ECLI:NL:RVS:2022:973
Raad van State
- Voorlopige voorziening
- Rechtspraak.nl
Afwijzing verzoek voorlopige voorziening inzake machtiging tot voorlopig verblijf voor vreemdelingen
Op 31 maart 2022 heeft de voorzieningenrechter van de Afdeling bestuursrechtspraak van de Raad van State uitspraak gedaan op een verzoek om het treffen van een voorlopige voorziening. Dit verzoek was ingediend door de staatssecretaris van Justitie en Veiligheid tegen een eerdere uitspraak van de rechtbank Den Haag, die op 16 februari 2022 een besluit van de staatssecretaris had vernietigd. De staatssecretaris had op 30 juli 2020 een aanvraag van vier vreemdelingen om een machtiging tot voorlopig verblijf afgewezen. Na een ongegrond verklaard bezwaar door de staatssecretaris, heeft de rechtbank het beroep van de referent gegrond verklaard en de staatssecretaris opgedragen een nieuw besluit te nemen.
In het hoger beroep verzocht de staatssecretaris de voorzieningenrechter om een voorlopige voorziening te treffen, zodat hij de uitspraak van de rechtbank niet hoefde uit te voeren totdat de Afdeling op het hoger beroep had beslist. De voorzieningenrechter heeft echter geoordeeld dat de belangen van de staatssecretaris en de referent niet opwegen tegen de noodzaak om de uitspraak van de rechtbank uit te voeren. De voorzieningenrechter concludeerde dat de uitvoering van de uitspraak geen onomkeerbare gevolgen zou hebben en dat het verzoek om een voorlopige voorziening daarom werd afgewezen.
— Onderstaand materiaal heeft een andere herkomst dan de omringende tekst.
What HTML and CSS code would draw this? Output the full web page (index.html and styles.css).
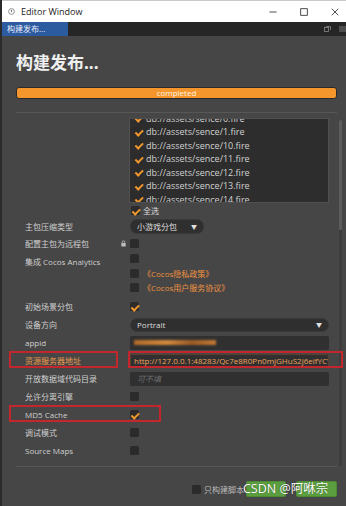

De voorzieningenrechter heeft de staatssecretaris bovendien veroordeeld tot vergoeding van de proceskosten van de referent, die in verband met de behandeling van het verzoek zijn gemaakt. De totale kosten zijn vastgesteld op € 759,00, welke kosten geheel zijn toe te rekenen aan door een derde beroepsmatig verleende rechtsbijstand. De uitspraak is openbaar uitgesproken op 31 maart 2022.